O termo Centrão nasceu na Constituinte de 88, quando um grupo de parlamentares não alinhados ideologicamente nem à esquerda ou à direita se uniram nas votações. Eles se classificavam como centro na esfera política, dando origem ao apelido famoso.

O FIEL DA BALANÇA

Apesar das críticas, porém, o Centrão também cumpre um papel institucional: o da estabilidade política. Isso ficou comprovado, dizem os especialistas, diante das insistentes tentativas de bolsonaristas mais ideológicos em contestar as instituições e o processo eleitoral brasileiro durante o governo Bolsonaro. Todas elas foram repudiadas pelo Centrão no Congresso e acabaram sem resultados práticos de ruptura institucional.

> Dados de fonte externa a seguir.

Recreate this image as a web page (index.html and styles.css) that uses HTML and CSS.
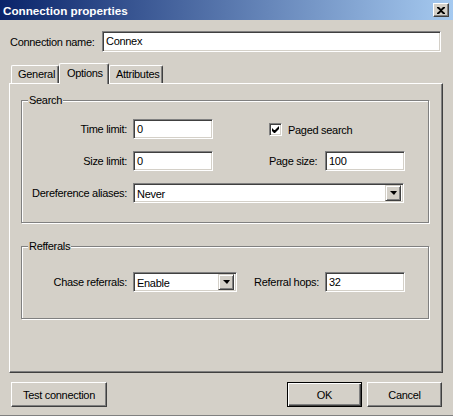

“Uma parte do grupo, de fato, foi importante para impedir uma postura mais autoritária do governo. Para eles, é importante que o jogo funcione nas regras democráticas, até porque, se não for assim, perdem a sua força”, destaca o deputado Alencar. “Eles só barram interesses golpistas mediante uma troca. Com o orçamento secreto e o fisiologismo no seu ápice, o Centrão vai garantir governabilidade”, acrescenta Cioccari, autora do recém-lançado e-book Jair: 1991-2022, em que relata a história do presidente não reeleito desde a primeira eleição como deputado federal, em 1991, até os dias atuais.

Para os cientistas políticos, o esvaziamento do poder do Centrão depende de uma reforma política e da renovação dos quadros políticos eleitos pela população. “O Centrão só vai acabar se houver renovação política no Congresso e diminuição de partidos, além da volta da política programática e não clientelista”, analisa Deysi. “Contudo, agora, com orçamento secreto institucionalizado, esta dificuldade de governar vai perdurar por muito tempo, e as chantagens não vão diminuir”, arremata a cientista política.